Si bien ciertamente el instrumento tiene sus retos, por lo menos al tocar una tecla usted sabe qué nota va a sonar. «Con el piano se pueden tocar piezas cortas muy bien porque no está el desafío de sintonizar», señala Parham.
Luego está lo que la pianista llama «el elemento desestresante». Uno de sus alumnos es un banquero que viaja constantemente por trabajo, pero está aprendiendo una endemoniadamente difícil sonata de Schubert.
«En lugar de leer los correos electrónicos en el avión, descarga la partitura en su iPad y la estudia», dice. «Le encanta».
Ahora que están de moda en la meditación de conciencia plena, llama la atención que Rusbridger describe al piano en términos similares. Por las mañanas toca una pieza antes de ir a la oficina, y dice que nota que tiene más energía y le queda más fácil concentrarse el resto del día. «Para otras personas es hacer yoga, trotar o ir al gimnasio», escribe. «Veinte minutos en el piano tienen el mismo efecto para mí. Una vez que estoy en el banco me siento preparado para más o menos todo lo que me depare el día. Sin piano, las cosas son más difíciles».
Magia no, ciencia
Este efecto mágico percibido tiene sus bases en la ciencia más pura.
Ray Dolan, uno de las tantos neurocientíficos con los que Rusbridger conversó al tratar de comprender lo que sucedía en su cerebro durante su año con Chopin, explica que, al tocar el piano, el cerebro de Rusbridger se libera de su «mente excesivamente representacional» de su día de trabajo. Eso no sólo es beneficioso para su cerebro sino para su cuerpo. Los días con el piano son más calmos: todo es mejor.

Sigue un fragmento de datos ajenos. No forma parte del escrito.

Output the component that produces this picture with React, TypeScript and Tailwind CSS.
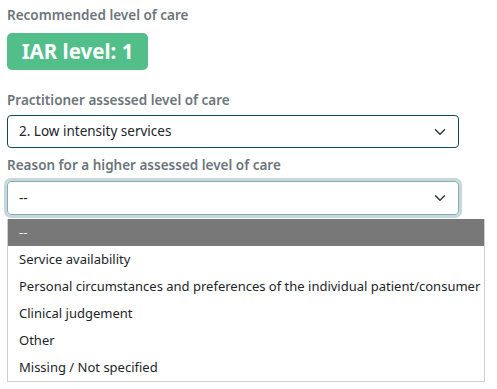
import React from "react";

const options = [
  "--",
  "Service availability",
  "Personal circumstances and preferences of the individual patient/consumer",
  "Clinical judgement",
  "Other",
  "Missing / Not specified",
];

function Chevron() {
  return (
    <svg width="12" height="12" viewBox="0 0 16 16" fill="none" className="text-[#343a40]">
      <path d="M2 5l6 6 6-6" stroke="currentColor" strokeWidth="2" strokeLinecap="round" strokeLinejoin="round" />
    </svg>
  );
}

export default function App() {
  return (
    <div className="w-[497px] h-[389px] bg-white text-[13.5px] font-['Noto_Sans',sans-serif] text-[#212529] pl-[7px] pt-[6px]">
      <div className="text-[#6c757d] font-semibold leading-[18px]">Recommended level of care</div>
      <div className="mt-[9px] w-[141px] h-[37px] rounded-[5px] bg-[#52bf8b] text-white font-bold text-[20.5px] flex items-center justify-center">
        IAR level: 1
      </div>

      <div className="mt-[21px] text-[#6c757d] font-semibold leading-[18px]">Practitioner assessed level of care</div>
      <div className="mt-[6px] w-[452px] h-[33px] border border-[#0b4f55] rounded-[4px] flex items-center justify-between pl-[11px] pr-[12px]">
        <span>2. Low intensity services</span>
        <Chevron />
      </div>

      <div className="mt-[8px] text-[#6c757d] font-semibold leading-[18px]">Reason for a higher assessed level of care</div>
      <div className="mt-[7px] w-[452px] h-[34px] border border-[#86adb4] rounded-[4px] shadow-[0_0_0_3px_#c7d8dc] flex items-center justify-between pl-[11px] pr-[12px]">
        <span>--</span>
        <Chevron />
      </div>

      <div className="mt-[4px] w-[478px] border border-[#cfcfcf] border-t-0 text-[13px]">
        {options.map((o, i) => (
          <div
            key={o}
            className={`h-[27px] flex items-center pl-[11px] whitespace-nowrap ${i === 0 ? "bg-[#787878] text-white" : "text-[#212529]"}`}
          >
            {o}
          </div>
        ))}
      </div>
    </div>
  );
}
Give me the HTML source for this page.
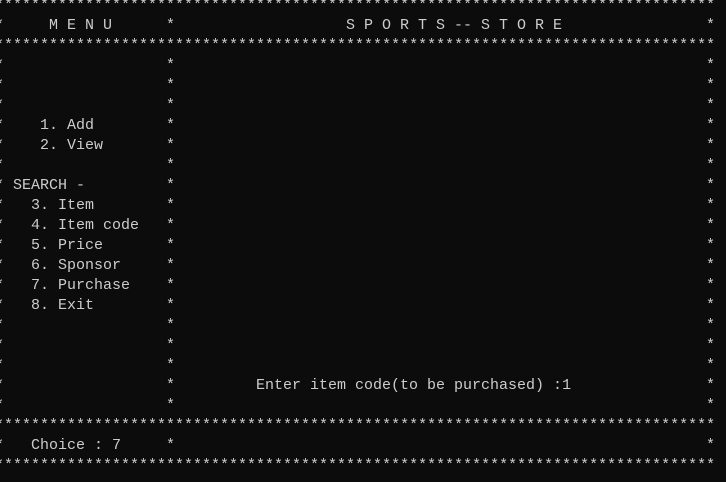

Pero tal vez lo principal se encuentra el mero placer de tocar. «El piano es algo tan extraordinariamente común que une a la gente incluso si uno toca una pieza sencilla», dice Parham. «Me entristece saber que mucha gente no vuelve a él en la edad adulta por el simple temor de no ser lo suficientemente bueno», lamenta. «Nunca pensarían eso sobre el deporte: la gente toma una raqueta o patea un balón de fútbol sabiendo que no es Andy Murray o David Beckham. Me gustaría lanzar una campaña: ¡Sólo hazlo!».